I went to CMT hoping that maybe they might have something from Nashville. It was a feint hope, but I was getting desperate. There was one network that was coming out of Las Vegas, but they were basically announcing that they were going going to use a “New York Feed.” Which means, unless New York is dropping the ball every hour for four hours, a rerun. So even a broadcast out of Vegas was going to New York.

This is simply unacceptable.

Most of the country does not live in the eastern time zone. We deserve better than a retread of their celebration. It might be too much to ask that local news networks all (or mostly, or just sometimes) go really local with it, but it’s not too much to ask that we get to celebrate it with more than a damn VCR recording of New Yorkers. If we can just get one blockbuster site in each (continental) timezone, I will be happy. New York City, Memphis, Phoenix, and Los Angeles. There. Done. Get to it, you cities. Or rotate it. I don’t care. But middle America (and western America) need more pride than this.

Will Truman

Will Truman is the Editor-in-Chief of Ordinary Times. He is also on Twitter.

6 Comments

  1. We were continuing to watch after the ball fell in NY and noticed this as well. The other thing we noticed was that just about all of the performances from midnight eastern time were from LA (and even then, I think they were taped…not sure, and regardless were mostly filmed inside a club….it’s fishin’ Southern California!). It really is as if the Central and Mountain time zones didn’t exist. I mean, seriously, how difficult would it be to put something in Chicago? Or New Orleans? The Mountain time zone might be a little tougher, I suppose – Phoenix, Denver and Salt Lake City aren’t known as cultural meccas, but still I’m sure it wouldn’t be difficult to work something out.

  2. The production in Times Square has an additional advantage — because the major networks all have studios right there in NYC, it’s cheap and easy for them to send crews and talent out to do it. There are fewer major network studios based in places like Nashville and New Orleans and Dallas.

    This does not fully explain the lack of similar low-cost coverage from Los Angeles, though — perhaps the reason for this is that Los Angeles does not have a single focal point for large gatherings analagous to Times Square; Dodger Stadium, the Staples Center, the Colloseum, Venice Beach, all could be, with enough work and thought put in to logistics, made to host a public party like that but it’s a chore for most Angelenos to drive there (and get drunk there and then drive home). I guess the closest thing to Times Square here would be Hollywood Boulevard, but again that requires some logistics on the part of the city to shut down several blocks and get a lot of police out there. And even then, nearly everyone would have to drive there and figure out somewhere to park, and then figure out somewhere to sort of sober up before driving home. The El Pollo Loco on Fountain and Vine isn’t gong to cut it.

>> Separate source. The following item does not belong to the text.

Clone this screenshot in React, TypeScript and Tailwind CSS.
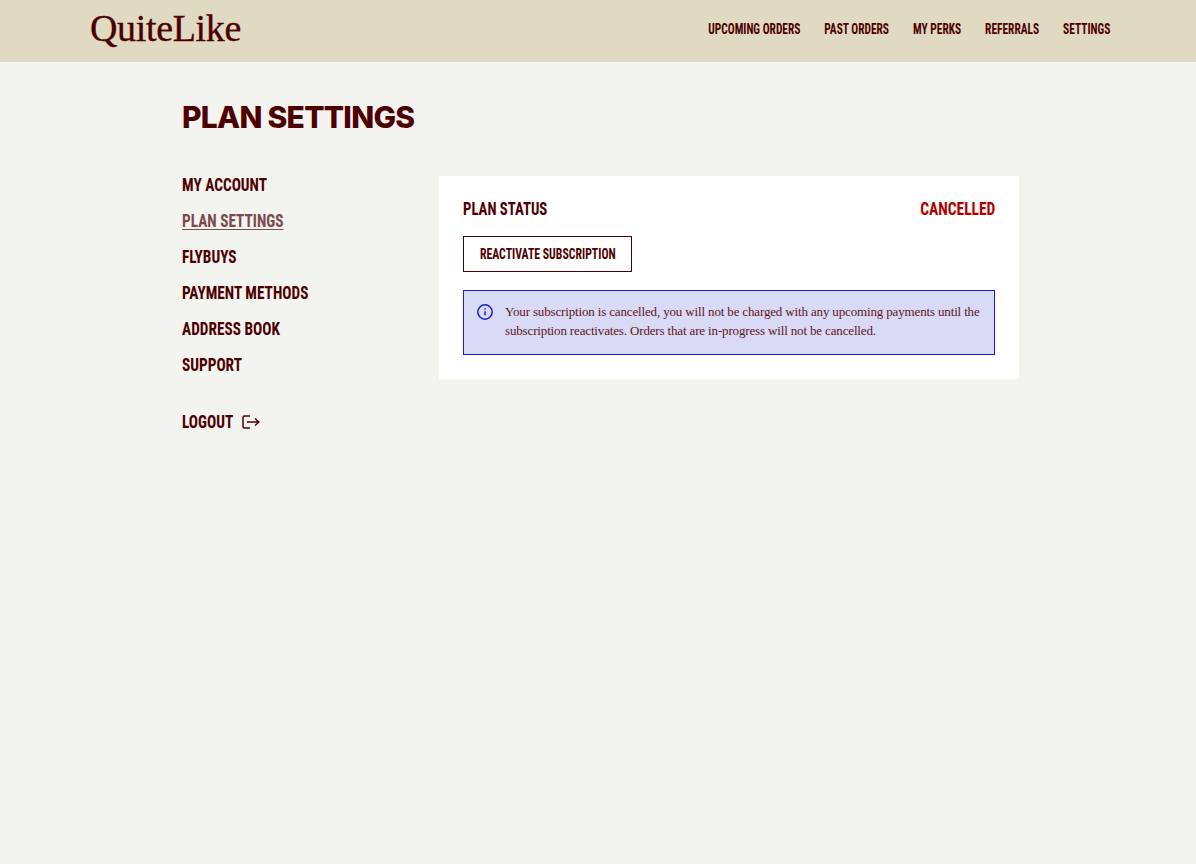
import React from "react";

const cond = "font-['Liberation_Sans_Narrow','Roboto_Condensed',Roboto,sans-serif]";
const nav = ["UPCOMING ORDERS", "PAST ORDERS", "MY PERKS", "REFERRALS", "SETTINGS"];
const side = ["MY ACCOUNT", "PLAN SETTINGS", "FLYBUYS", "PAYMENT METHODS", "ADDRESS BOOK", "SUPPORT"];

export default function App() {
  return (
    <div className="min-h-[864px] bg-[#f3f4ef] text-[#4d0000]">
      <header className="flex h-[62px] items-center justify-between bg-[#e0dac3] pl-[90px] pr-[86px]">
        <div className="-mt-[6px] font-['Liberation_Serif',serif] text-[38px] leading-none tracking-[-0.35px] [-webkit-text-stroke:0.35px_#4d0000]">QuiteLike</div>
        <nav className={`${cond} -mt-[4px] flex origin-right scale-x-[.815] gap-[29.400px] text-[14px] font-bold`}>
          {nav.map((n) => (
            <span key={n}>{n}</span>
          ))}
        </nav>
      </header>
      <main className="pl-[182px] pr-[177px]">
        <h1 className="pt-[37px] font-['Inter',sans-serif] text-[30px] font-extrabold leading-[36px] tracking-[-0.72px]">PLAN SETTINGS</h1>
        <div className="mt-[41px] flex items-start">
          <aside className={`${cond} w-[257px] text-[18px] font-bold leading-[24px]`}>
            <ul className="-mt-[3px] flex flex-col gap-3">
              {side.map((s) => (
                <li key={s} className={s === "PLAN SETTINGS" ? "origin-left scale-x-[.85] text-[#7a4a4c] underline underline-offset-2" : "origin-left scale-x-[.85]"}>{s}</li>
              ))}
            </ul>
            <div className="mt-[33px] flex items-center gap-[9px]">
              <span className="-mr-[9px] origin-left scale-x-[.85]">LOGOUT</span>
              <svg width="18" height="14" viewBox="0 0 18 14" fill="none" stroke="#4d0000" strokeWidth="1.5">
                <path d="M8 1H2.500A1.500 1.500 0 0 0 1 2.500v9A1.500 1.500 0 0 0 2.500 13H8" />
                <path d="M5 7h12M13 3.500 17 7l-4 3.500" />
              </svg>
            </div>
          </aside>
          <section className="w-[580px] bg-white p-6">
            <div className={`${cond} flex justify-between text-[18px] font-bold leading-[18px]`}>
              <span className="origin-left scale-x-[.82]">PLAN STATUS</span>
              <span className="origin-right scale-x-[.86] text-[#b00000]">CANCELLED</span>
            </div>
            <button className={`${cond} mt-[18px] block h-9 w-[169px] border border-[#4d0000] text-[14px] font-bold`}>
              <span className="inline-block scale-x-[.84] whitespace-nowrap">REACTIVATE SUBSCRIPTION</span>
            </button>
            <div className="mt-[18px] flex h-[65px] gap-3 border border-[#1a1ad6] bg-[#d9daf5] pl-[13px] pt-[11px]">
              <svg className="mt-[2px] shrink-0" width="16" height="16" viewBox="0 0 16 16" fill="none" stroke="#1a1ad6" strokeWidth="1.5">
                <circle cx="8" cy="8" r="7.200" />
                <path d="M8 7.200v4M8 4.300v1.300" />
              </svg>
              <p className="font-['Liberation_Serif',serif] text-[13px] leading-[19px] tracking-[-0.15px] whitespace-nowrap text-[#5e1522]">
                Your subscription is cancelled, you will not be charged with any upcoming payments until the
                <br />
                subscription reactivates. Orders that are in-progress will not be cancelled.
              </p>
            </div>
          </section>
        </div>
      </main>
    </div>
  );
}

    I am a little surprised that CW doesn’t have a “Nasvhille New Year.” Seems like an obvious fit. Cut a deal with the Grand Ole Opry, for cryin’ out loud, and there’s no shortage of major talent to hire.

    • I actually chose Memphis as a site for the central time zone because of the Liberty Bowl. ABC has camera crews there already!

  3. May I propose that we go backward instead of forward? Rather than having different TV moments for dining in the New Year, how about not using the TV at all?

    Kissing at midnight after watching people cheer on TV seems unromantic.

    • I tend to prefer going out for New Years. I used to go to my favorite music bar year in and year out. Unfortunately, the local music scene sort of dried up a few years ago (corresponding, I should add, with the smoking ban) and my bar didn’t even have a show this year.

  4. The thing is, New Year’s is kind of “New York’s Holiday”, in the same way that Mardi Gras has come to “belong” to New Orleans, and the Fourth of July to DC (though that, at least, we can all kind of get behind — and there are a lot of local July Fourth televised fireworks displays, too).

    I live in Chicago, and on Thanksgiving, one of the local networks gives a tiny amount of coverage to our own Thanksgiving parade-with-Santa-at-the-end (they’re the network that sponsors it), but most of the rest air New York’s, sponsored by Macy’s or whoever. And then there’s football all day.

    There are local New Year’s celebrations in many cities, with local traditions, but somehow, culturally, the US seems to have decided that New York’s is the ‘Real’ one, with a secondary LA one (because LA can watch New York at dinner time and then have time to ramp up to their own).

    Central and Mountain are used to having their TV delayed or messed with to match New York, anyway, so that may contribute.

    I wonder what they do in Hawaii.